• non-recursive fft

    From MatthewA@matthewaudio@gmail.com to comp.dsp on Fri Nov 22 08:37:32 2019
    From Newsgroup: comp.dsp

    Is there any info on how to implement fft and ifft algorithms that aren't recursive? I'd like to possibly calculate a really long on inside a signal chain so attempting to compute a 2 second fft in one function call would probably be disastrous.

    -Matt
    --- Synchronet 3.22a-Linux NewsLink 1.2
  • From spope384@spope384@gmail.com (Steve Pope) to comp.dsp on Fri Nov 22 17:38:30 2019
    From Newsgroup: comp.dsp

    MatthewA <matthewaudio@gmail.com> wrote:

    Is there any info on how to implement fft and ifft algorithms that
    aren't recursive? I'd like to possibly calculate a really long on
    inside a signal chain so attempting to compute a 2 second fft in one
    function call would probably be disastrous.

    They usually are not recursive.

    I think what you're saying though is you want a lower-latency FFT/IFFT.
    There can be a complexity/tradeoff issue but you can by throwing
    compute resources at it make the latency as close to zero as you wish.

    Steve
    --- Synchronet 3.22a-Linux NewsLink 1.2
  • From MatthewA@matthewaudio@gmail.com to comp.dsp on Fri Nov 22 10:04:15 2019
    From Newsgroup: comp.dsp

    Gosh, Steve... apologies for my naivety. The only implementation I've seen has been recursive. I'm a bit of a noob in this regard. I'm definitely looking to compute these frames with a high degree of latency. The idea here is that we trade immediacy for spectral accuracy because, in my use case, latency isn't a huge problem as long as it stays under a second or two.
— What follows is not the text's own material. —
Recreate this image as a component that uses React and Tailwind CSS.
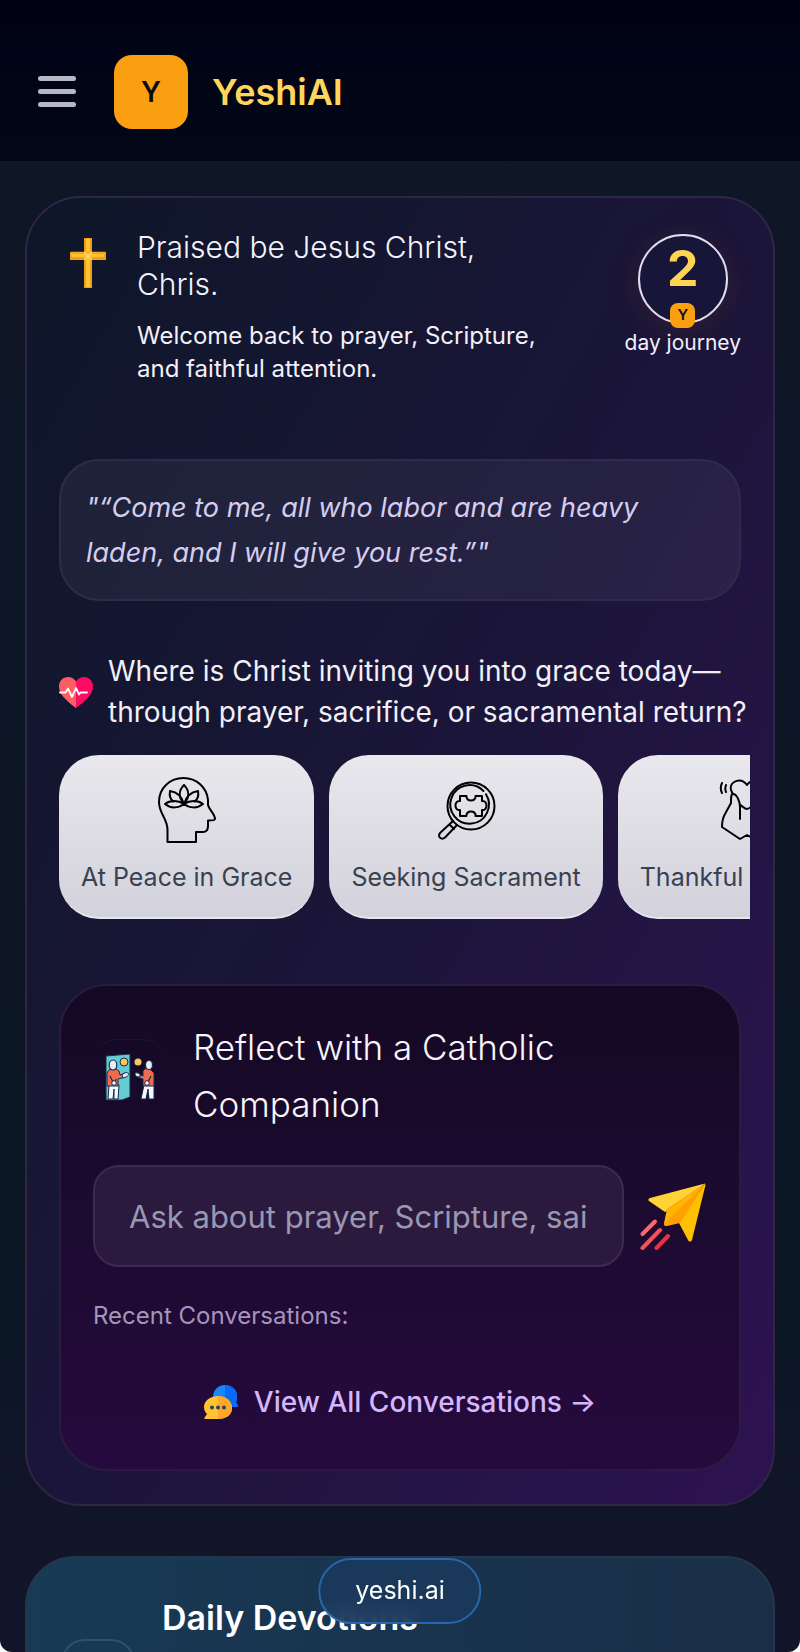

In my current implementation I use a low priority thread and do it on the graphics processor since it could be up to a few seconds of 44.1k audio.
    The point of the original question is, how can I spread the computation of an FFT out over multiple vector-based performance routine calls. (not sure the exact term for that.)
    ra|
    --- Synchronet 3.22a-Linux NewsLink 1.2
  • From spope384@spope384@gmail.com (Steve Pope) to comp.dsp on Fri Nov 22 18:19:28 2019
    From Newsgroup: comp.dsp

    MatthewA <matthewaudio@gmail.com> wrote:

    Gosh, Steve... apologies for my naivety. The only implementation I've
    seen has been recursive. I'm a bit of a noob in this regard.

    No problem.

    In terms of DSP, an FFT is not recursive, it is a FIR (finite impulse
    response) filter, not an IIR (infinite impulse response, recursive) filter.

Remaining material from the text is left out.